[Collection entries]
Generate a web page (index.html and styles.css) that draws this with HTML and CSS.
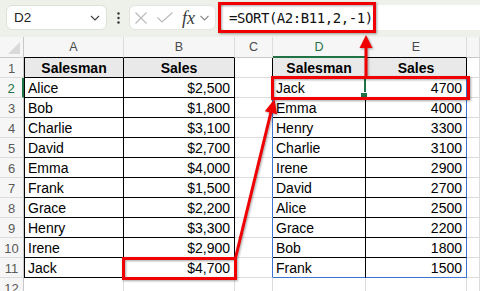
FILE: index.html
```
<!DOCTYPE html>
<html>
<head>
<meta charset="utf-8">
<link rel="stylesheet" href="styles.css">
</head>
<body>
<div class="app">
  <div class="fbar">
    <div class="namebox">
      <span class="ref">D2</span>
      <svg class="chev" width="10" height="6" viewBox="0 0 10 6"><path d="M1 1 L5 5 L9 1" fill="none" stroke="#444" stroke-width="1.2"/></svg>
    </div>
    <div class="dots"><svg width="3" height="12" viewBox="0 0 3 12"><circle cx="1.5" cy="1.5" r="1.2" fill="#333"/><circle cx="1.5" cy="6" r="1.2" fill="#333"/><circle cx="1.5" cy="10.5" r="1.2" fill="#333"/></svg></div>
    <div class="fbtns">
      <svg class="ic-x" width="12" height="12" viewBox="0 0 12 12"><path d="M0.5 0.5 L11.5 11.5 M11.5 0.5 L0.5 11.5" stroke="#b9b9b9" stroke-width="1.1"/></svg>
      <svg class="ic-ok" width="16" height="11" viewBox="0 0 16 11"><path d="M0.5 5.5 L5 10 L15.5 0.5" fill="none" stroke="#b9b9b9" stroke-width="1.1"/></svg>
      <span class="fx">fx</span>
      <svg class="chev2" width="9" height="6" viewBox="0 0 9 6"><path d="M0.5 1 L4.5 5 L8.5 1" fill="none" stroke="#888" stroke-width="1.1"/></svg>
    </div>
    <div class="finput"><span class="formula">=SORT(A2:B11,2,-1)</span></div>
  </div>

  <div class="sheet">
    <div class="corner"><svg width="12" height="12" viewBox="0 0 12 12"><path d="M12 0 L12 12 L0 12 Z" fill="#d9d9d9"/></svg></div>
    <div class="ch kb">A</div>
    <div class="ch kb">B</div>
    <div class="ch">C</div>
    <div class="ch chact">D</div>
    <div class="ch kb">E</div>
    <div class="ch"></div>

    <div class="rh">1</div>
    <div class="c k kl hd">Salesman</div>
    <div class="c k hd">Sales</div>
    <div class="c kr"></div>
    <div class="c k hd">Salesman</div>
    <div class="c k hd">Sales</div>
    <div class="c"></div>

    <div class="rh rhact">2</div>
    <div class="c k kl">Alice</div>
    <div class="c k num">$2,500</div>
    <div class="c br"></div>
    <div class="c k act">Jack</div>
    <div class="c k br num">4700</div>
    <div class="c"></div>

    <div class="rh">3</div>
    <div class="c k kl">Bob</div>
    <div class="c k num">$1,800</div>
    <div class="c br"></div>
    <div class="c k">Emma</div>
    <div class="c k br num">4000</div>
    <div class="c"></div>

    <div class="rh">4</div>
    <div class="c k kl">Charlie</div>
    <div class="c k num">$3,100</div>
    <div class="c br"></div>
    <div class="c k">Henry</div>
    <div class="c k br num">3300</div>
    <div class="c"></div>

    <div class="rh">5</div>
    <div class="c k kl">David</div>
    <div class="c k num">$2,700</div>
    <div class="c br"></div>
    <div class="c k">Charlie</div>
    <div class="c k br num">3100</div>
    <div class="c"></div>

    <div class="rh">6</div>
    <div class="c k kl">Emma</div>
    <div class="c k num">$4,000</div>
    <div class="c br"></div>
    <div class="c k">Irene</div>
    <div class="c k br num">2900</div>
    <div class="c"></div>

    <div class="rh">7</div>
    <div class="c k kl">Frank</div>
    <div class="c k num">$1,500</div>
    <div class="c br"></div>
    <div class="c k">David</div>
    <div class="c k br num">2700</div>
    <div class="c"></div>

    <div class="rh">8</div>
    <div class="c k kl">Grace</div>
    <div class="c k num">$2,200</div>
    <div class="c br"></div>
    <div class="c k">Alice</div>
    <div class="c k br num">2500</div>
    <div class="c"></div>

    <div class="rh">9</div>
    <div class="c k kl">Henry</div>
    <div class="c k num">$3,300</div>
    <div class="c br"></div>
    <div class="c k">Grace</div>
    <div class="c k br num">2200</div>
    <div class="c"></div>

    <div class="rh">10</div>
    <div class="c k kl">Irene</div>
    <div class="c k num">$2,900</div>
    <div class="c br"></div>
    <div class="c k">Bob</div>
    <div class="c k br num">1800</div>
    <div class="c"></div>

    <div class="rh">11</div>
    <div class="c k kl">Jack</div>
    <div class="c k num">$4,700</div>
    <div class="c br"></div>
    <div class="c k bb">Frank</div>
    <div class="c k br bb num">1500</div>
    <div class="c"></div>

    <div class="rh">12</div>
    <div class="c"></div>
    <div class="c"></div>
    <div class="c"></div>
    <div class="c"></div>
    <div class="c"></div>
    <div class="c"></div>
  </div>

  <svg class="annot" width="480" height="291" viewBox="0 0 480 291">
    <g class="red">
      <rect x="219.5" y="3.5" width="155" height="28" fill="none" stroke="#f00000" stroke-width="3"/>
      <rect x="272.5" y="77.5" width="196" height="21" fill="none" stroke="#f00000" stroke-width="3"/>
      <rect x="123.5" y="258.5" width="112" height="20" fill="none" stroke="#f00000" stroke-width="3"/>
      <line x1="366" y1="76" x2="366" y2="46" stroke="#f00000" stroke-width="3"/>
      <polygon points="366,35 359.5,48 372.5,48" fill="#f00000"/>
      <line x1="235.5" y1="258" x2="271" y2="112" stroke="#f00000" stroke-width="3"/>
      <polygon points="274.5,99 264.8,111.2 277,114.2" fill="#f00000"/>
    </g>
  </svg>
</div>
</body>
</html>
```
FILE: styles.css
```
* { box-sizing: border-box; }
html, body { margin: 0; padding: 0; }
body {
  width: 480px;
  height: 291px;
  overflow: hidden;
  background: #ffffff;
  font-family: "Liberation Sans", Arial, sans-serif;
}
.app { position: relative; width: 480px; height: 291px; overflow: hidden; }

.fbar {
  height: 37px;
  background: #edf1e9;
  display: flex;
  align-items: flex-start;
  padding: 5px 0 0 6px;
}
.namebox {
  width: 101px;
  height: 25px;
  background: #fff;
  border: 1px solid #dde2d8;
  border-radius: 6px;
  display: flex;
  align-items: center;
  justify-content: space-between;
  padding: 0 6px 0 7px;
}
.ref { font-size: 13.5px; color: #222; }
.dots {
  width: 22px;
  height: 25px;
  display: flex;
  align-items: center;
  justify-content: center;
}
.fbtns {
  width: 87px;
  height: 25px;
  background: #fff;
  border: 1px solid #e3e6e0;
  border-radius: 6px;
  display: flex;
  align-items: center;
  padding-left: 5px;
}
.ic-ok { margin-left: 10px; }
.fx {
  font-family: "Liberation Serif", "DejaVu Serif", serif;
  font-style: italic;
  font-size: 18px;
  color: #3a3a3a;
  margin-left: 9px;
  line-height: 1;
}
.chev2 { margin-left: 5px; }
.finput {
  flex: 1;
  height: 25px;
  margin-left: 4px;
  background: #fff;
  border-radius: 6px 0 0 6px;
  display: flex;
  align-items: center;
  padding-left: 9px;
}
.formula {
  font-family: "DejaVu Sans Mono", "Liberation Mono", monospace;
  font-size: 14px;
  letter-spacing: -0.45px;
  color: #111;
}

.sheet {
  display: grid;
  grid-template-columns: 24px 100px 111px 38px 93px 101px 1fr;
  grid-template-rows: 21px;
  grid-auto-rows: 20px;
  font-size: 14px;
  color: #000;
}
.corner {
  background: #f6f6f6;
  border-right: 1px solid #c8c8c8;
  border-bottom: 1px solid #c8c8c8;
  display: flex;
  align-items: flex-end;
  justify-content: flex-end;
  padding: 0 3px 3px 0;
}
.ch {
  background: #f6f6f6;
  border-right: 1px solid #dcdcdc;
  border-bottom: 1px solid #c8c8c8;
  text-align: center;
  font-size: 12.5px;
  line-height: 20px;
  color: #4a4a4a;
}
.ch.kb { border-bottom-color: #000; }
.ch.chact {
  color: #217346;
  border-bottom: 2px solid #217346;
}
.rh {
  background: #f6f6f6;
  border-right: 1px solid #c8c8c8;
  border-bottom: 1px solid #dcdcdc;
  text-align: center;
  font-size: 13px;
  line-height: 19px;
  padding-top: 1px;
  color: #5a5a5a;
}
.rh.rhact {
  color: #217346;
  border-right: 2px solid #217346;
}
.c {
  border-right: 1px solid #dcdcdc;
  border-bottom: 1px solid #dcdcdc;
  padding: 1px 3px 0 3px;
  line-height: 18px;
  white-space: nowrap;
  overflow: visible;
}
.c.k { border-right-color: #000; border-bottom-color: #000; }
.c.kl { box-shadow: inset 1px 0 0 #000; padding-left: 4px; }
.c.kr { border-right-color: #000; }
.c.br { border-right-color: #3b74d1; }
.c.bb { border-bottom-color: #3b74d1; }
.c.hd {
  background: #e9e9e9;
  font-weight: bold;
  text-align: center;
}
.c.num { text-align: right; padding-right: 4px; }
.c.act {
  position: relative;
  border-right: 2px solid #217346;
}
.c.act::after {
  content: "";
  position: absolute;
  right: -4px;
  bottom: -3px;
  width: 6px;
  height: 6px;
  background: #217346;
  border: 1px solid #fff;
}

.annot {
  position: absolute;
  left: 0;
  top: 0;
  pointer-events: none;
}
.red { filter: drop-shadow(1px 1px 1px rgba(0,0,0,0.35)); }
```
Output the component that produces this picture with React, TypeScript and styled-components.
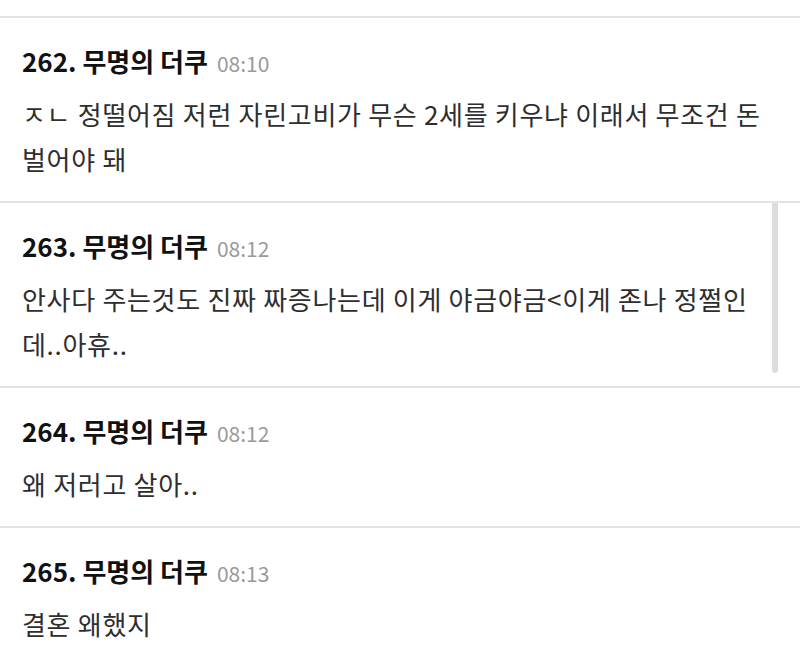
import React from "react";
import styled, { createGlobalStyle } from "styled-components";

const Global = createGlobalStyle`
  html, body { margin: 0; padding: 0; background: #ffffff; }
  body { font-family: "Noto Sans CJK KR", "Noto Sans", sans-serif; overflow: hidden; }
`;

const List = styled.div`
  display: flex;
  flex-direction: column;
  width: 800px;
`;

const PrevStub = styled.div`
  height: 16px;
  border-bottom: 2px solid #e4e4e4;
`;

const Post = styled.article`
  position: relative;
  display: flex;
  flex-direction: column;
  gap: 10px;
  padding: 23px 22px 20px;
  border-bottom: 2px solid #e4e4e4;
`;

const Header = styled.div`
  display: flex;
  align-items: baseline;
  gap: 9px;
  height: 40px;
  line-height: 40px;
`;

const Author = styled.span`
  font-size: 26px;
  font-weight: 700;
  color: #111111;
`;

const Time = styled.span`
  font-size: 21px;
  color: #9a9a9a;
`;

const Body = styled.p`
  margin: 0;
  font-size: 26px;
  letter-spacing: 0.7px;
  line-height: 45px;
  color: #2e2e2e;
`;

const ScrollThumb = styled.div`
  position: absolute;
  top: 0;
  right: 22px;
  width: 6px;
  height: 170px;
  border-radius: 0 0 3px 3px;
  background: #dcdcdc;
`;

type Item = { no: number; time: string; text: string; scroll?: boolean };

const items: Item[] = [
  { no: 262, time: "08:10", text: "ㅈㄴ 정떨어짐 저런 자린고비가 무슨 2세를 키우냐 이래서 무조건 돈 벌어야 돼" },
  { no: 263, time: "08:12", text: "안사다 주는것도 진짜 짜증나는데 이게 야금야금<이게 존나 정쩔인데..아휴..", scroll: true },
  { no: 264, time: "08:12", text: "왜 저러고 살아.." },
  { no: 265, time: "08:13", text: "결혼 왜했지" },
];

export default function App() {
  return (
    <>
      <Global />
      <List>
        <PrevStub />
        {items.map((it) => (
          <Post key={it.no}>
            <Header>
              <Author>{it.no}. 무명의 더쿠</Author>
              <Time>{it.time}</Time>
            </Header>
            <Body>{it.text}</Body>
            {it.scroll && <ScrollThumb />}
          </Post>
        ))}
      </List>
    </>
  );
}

• Task to complete: Each line from the one containing "Output the component" through the last line of the entries above is to be extracted exactly. Pictures are not part of the copy.

• Solution to this problem:
Output the component that produces this picture with React, TypeScript and styled-components.
import React from "react";
import styled, { createGlobalStyle } from "styled-components";

const Global = createGlobalStyle`
  html, body { margin: 0; padding: 0; background: #ffffff; }
  body { font-family: "Noto Sans CJK KR", "Noto Sans", sans-serif; overflow: hidden; }
`;

const List = styled.div`
  display: flex;
  flex-direction: column;
  width: 800px;
`;

const PrevStub = styled.div`
  height: 16px;
  border-bottom: 2px solid #e4e4e4;
`;

const Post = styled.article`
  position: relative;
  display: flex;
  flex-direction: column;
  gap: 10px;
  padding: 23px 22px 20px;
  border-bottom: 2px solid #e4e4e4;
`;

const Header = styled.div`
  display: flex;
  align-items: baseline;
  gap: 9px;
  height: 40px;
  line-height: 40px;
`;

const Author = styled.span`
  font-size: 26px;
  font-weight: 700;
  color: #111111;
`;

const Time = styled.span`
  font-size: 21px;
  color: #9a9a9a;
`;

const Body = styled.p`
  margin: 0;
  font-size: 26px;
  letter-spacing: 0.7px;
  line-height: 45px;
  color: #2e2e2e;
`;

const ScrollThumb = styled.div`
  position: absolute;
  top: 0;
  right: 22px;
  width: 6px;
  height: 170px;
  border-radius: 0 0 3px 3px;
  background: #dcdcdc;
`;

type Item = { no: number; time: string; text: string; scroll?: boolean };

const items: Item[] = [
  { no: 262, time: "08:10", text: "ㅈㄴ 정떨어짐 저런 자린고비가 무슨 2세를 키우냐 이래서 무조건 돈 벌어야 돼" },
  { no: 263, time: "08:12", text: "안사다 주는것도 진짜 짜증나는데 이게 야금야금<이게 존나 정쩔인데..아휴..", scroll: true },
  { no: 264, time: "08:12", text: "왜 저러고 살아.." },
  { no: 265, time: "08:13", text: "결혼 왜했지" },
];

export default function App() {
  return (
    <>
      <Global />
      <List>
        <PrevStub />
        {items.map((it) => (
          <Post key={it.no}>
            <Header>
              <Author>{it.no}. 무명의 더쿠</Author>
              <Time>{it.time}</Time>
            </Header>
            <Body>{it.text}</Body>
            {it.scroll && <ScrollThumb />}
          </Post>
        ))}
      </List>
    </>
  );
}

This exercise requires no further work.